Negotiating an Afghan Agreement


Reports out of Pakistan assert that the US has begun secret negotiations with the Taliban. Reliable confirmation, however, has not been forthcoming. If such back-channel talks are indeed going on, it is welcome news. If they are not going on, they should be. Both sides face interminable war and must look for a negotiated settlement.

Though the various insurgent groups (Taliban, Hizb-i Islami, the Haqqani network, and other minor groups) have been spreading throughout the Pashtun regions, the war is stalemated. Insurgent gains in the South and East are only setting the stage for another civil war between the Pashtuns and the various other peoples fated to inhabit Afghanistan. Inasmuch as the latter groups are supported not only by the West but also by Russia, Iran, and India, the Taliban can never control the country to the extent it once did. They face endless war should they try.

Western forces are not facing bandits or fanatics. They are facing resourceful insurgents who have become deeply embedded in Pashtun regions. Ground engagements have become fewer (especially in winter months) and the IED has become central in the insurgents’ effort to wear away western resolve. Though US forces have at last taken counter-insurgency seriously, the historical evidence and counter-insurgency doctrines themselves suggest that such campaigns take a decade or more to reverse momentum, if they ever do. And resolve in western publics is slipping rapidly.

Secret talks have worked in the recent past. US, Saudi, and Iranian back-channel talks were far more responsible than Gen Petraeus’s 2007 surge in reducing the Iraq insurgency. The abruptness of the decline in violence, though welcome, was not at all in keeping with counter-insurgency experience and makes anyone familiar with guerrilla warfare look for another explanation. Secret talks began in 2006 and led to: Sunni-Arab insurgents stopped fighting the US and Shia militias; Iran reined in the Shia militias it supported; Iran prevailed upon Shia politicians to end their infighting and form a government; and the US ceased its threats to bomb Iran. Fighting dropped markedly, political bargains came about, and oil began to flow from Basra once more. It was a triumph of negotiation, not counter-insurgency.

Dialog between the US and the Taliban could give each side much of what it seeks, without one side overtly winning, without a decade or more of fighting.

The West gets:

–The Taliban restrict their ambitions to provinces in the South and East and to a handful of cabinet posts.

–The Taliban break with if not help kill al Qaeda leadership, and never allow it in its areas of control.

–The Taliban agrees never to support, directly or indirectly, the Kashmir conflict in India.

The Taliban get: 

–The West withdraws all military forces from the country.

–The West guarantees that drone aircraft and other weapon systems will not target the Taliban as long as they abide by the agreement.

–The West funds reconstruction programs in Afghanistan, including Taliban-controlled areas, channeled through the government in Kabul.
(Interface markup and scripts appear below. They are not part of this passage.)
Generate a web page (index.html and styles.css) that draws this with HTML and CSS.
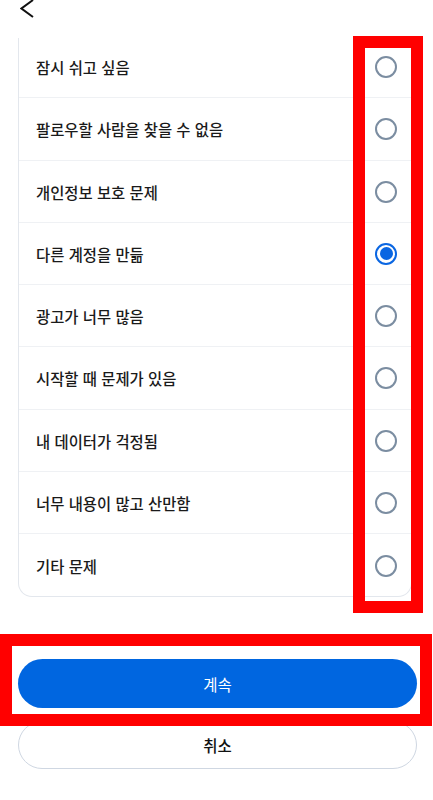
FILE: index.html
```html
<!DOCTYPE html>
<html lang="ko">
<head>
    <meta charset="UTF-8">
    <meta name="viewport" content="width=device-width, initial-scale=1.0">
    <title>계정 비활성화 사유</title>
    <link rel="stylesheet" href="styles.css">
</head>
<body>
    <div class="topbar">
        <svg class="back" width="16" height="22" viewBox="0 0 16 22">
            <path d="M13 0 L1.5 8.5 L13 17" fill="none" stroke="#111" stroke-width="2"/>
        </svg>
    </div>

    <div class="list-clip">
        <div class="card">
            <label class="row"><span>잠시 쉬고 싶음</span><span class="radio"></span></label>
            <label class="row"><span>팔로우할 사람을 찾을 수 없음</span><span class="radio"></span></label>
            <label class="row"><span>개인정보 보호 문제</span><span class="radio"></span></label>
            <label class="row"><span>다른 계정을 만듦</span><span class="radio checked"></span></label>
            <label class="row"><span>광고가 너무 많음</span><span class="radio"></span></label>
            <label class="row"><span>시작할 때 문제가 있음</span><span class="radio"></span></label>
            <label class="row"><span>내 데이터가 걱정됨</span><span class="radio"></span></label>
            <label class="row"><span>너무 내용이 많고 산만함</span><span class="radio"></span></label>
            <label class="row"><span>기타 문제</span><span class="radio"></span></label>
        </div>
    </div>

    <div class="actions">
        <button class="btn primary">계속</button>
        <button class="btn secondary">취소</button>
    </div>

    <div class="mark mark-radios"></div>
    <div class="mark mark-continue"></div>
</body>
</html>
```

FILE: styles.css
```css
body {
    margin: 0;
    padding: 0;
    width: 433px;
    height: 800px;
    position: relative;
    overflow: hidden;
    background: #fff;
    font-family: 'Noto Sans CJK KR', 'Noto Sans', sans-serif;
    color: #1a1a1a;
}

.topbar {
    height: 38px;
    padding-left: 20px;
}

.back {
    display: block;
}

.list-clip {
    overflow: hidden;
    margin: 0 21px 0 18px;
}

.card {
    margin-top: -2px;
    border: 1px solid #e3e7ed;
    border-top: none;
    border-radius: 0 0 14px 14px;
}

.row {
    height: 62.25px;
    box-sizing: border-box;
    display: flex;
    align-items: center;
    justify-content: space-between;
    padding: 1px 14px 0 17px;
    border-bottom: 1px solid #eff1f4;
    font-size: 15.4px;
    font-weight: 500;
}

.row:last-child {
    border-bottom: none;
}

.radio {
    width: 22px;
    height: 22px;
    box-sizing: border-box;
    border: 2px solid #7b8da1;
    border-radius: 50%;
    display: flex;
    align-items: center;
    justify-content: center;
}

.radio.checked {
    border-color: #0a66e2;
}

.radio.checked::after {
    content: "";
    width: 13px;
    height: 13px;
    border-radius: 50%;
    background: #0a66e2;
}

.actions {
    margin: 62px 16px 0 18px;
    display: flex;
    flex-direction: column;
    gap: 13px;
}

.btn {
    border-radius: 25px;
    font-family: inherit;
    font-size: 15.5px;
    font-weight: 400;
    cursor: pointer;
}

.primary {
    height: 49px;
    border: none;
    background: #0066e0;
    color: #fff;
}

.secondary {
    height: 48px;
    border: 1px solid #cfd7e2;
    background: #fff;
    color: #111;
    font-weight: 500;
}

/* red annotation frames */
.mark {
    position: absolute;
    box-sizing: border-box;
    border: 12px solid #ff0000;
    pointer-events: none;
}

.mark-radios {
    left: 353px;
    top: 36px;
    width: 70px;
    height: 577px;
}

.mark-continue {
    left: 0;
    top: 634px;
    width: 432px;
    height: 92px;
}
```
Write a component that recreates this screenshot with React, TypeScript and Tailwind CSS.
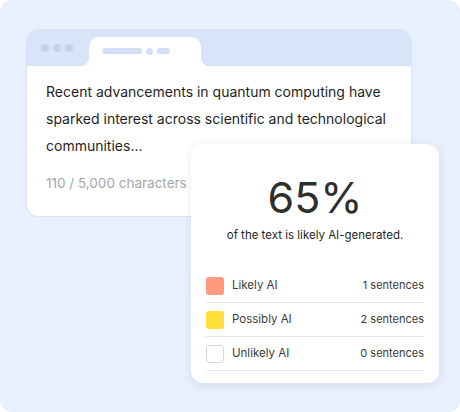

This will help restore a balance between Kabul and various regions of the country – a balance upon which periods of tranquility and prosperity have rested.

There is, of course, no guarantee that secret talks will work in Afghanistan, but the stalemate there is at least conducive to bargain-making. And seeking a negotiated settlement would be a bold and thoughtful departure from the timid and dreary neglect of the last eight years.

Brian M. Downing is the author of several works of political and military history, including The Military Revolution and Political Change and The Paths of Glory: War and Social Change in America from the Great War to Vietnam.  He can be reached at brianmdowning@gmail.com.


Brian Downing December 1, 2009 - 12:53am
( categories: Afghanistan )

The troop surge is an incentive to accept this deal, I take it. The Pakistanis have beaten down the Tarick-i-Taliban enough allowing the other factions, presumably part of these negotiations, to step in. The Kashmir piece is of real interest. Wonder if this is part of a larger deal to end that conflict, which is presumably underway between India and Pakistan. That would be huge.

Michael Collins December 1, 2009 - 5:14am

are we really willing to give anything up to the taliban? Would they ever abide by any treaty once the USA troops stepped off Afghani soil?

I'd give this a 30% of getting anywhere, time for negotiations was 7-8 years ago when they had been smashed and replaced.